Hudson Taylor on the Death of Christians

Excerpt from a letter written bv Hudson Taylor, in China at the time, to a friend in England.  Taylor's wife and new-born son Noel had just died(their oldest son, Samuel, died earlier that year). Their second youngest child was staying with friends elsewhere in China and the other children had been sent to England not long before this event:
 
It is Sunday evening.  I am writing from Mr. White's bungalow.  The cool air, the mellow, autumnal beauty of the scene, the magnificent Yangtze - with Silver Island, beautifully wooded, reposing, as it were, on its bosom - combine to make one feel as if it were a vision of dreamland rather than actual reality.  And my feelings accord.  But a few months ago my home was full, now so silent and lonely - Samuel, Noel, my precious wife, with Jesus; the elder children far, far away, and even little T'ien-pao in Yang-chow.  Often, of late years, has duty called me from my loved ones, but I have returned, and so warm has been the welcome!  Now I am alone.  Can it be that there is no return from this journey, no home-gathering  to look forward to?
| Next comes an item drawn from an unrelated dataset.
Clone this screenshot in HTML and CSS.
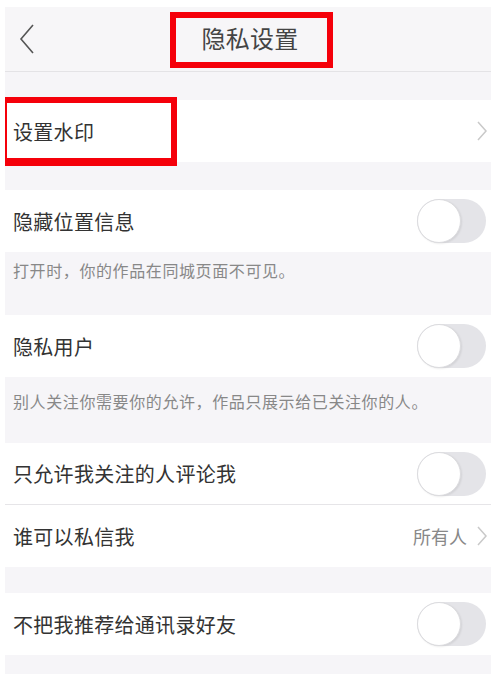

Is it real, and not a sorrowful dream that those dearest to me lie beneath the cold sod?  Ah, it is indeed true!  But not more so, than that there is a home-coming  awaiting me which no parting shall break into, no tears mar….Love gave the blow that for a little while makes the desert more dreary, but heaven more home-like.  "I go to prepare a place for you":  and is not our part of the preparation the peopling it with those we love? 
And the same loving Hand that makes Heaven more home-like is the while loosening the ties that binding us to this world, thus helping our earth-cleaving spirits to sit looser, awaiting our own summons, whether personally to be "present with the Lord," or at "the glorious appearing of our great God and Savior"  "Even so, come, Lord Jesus," come quickly!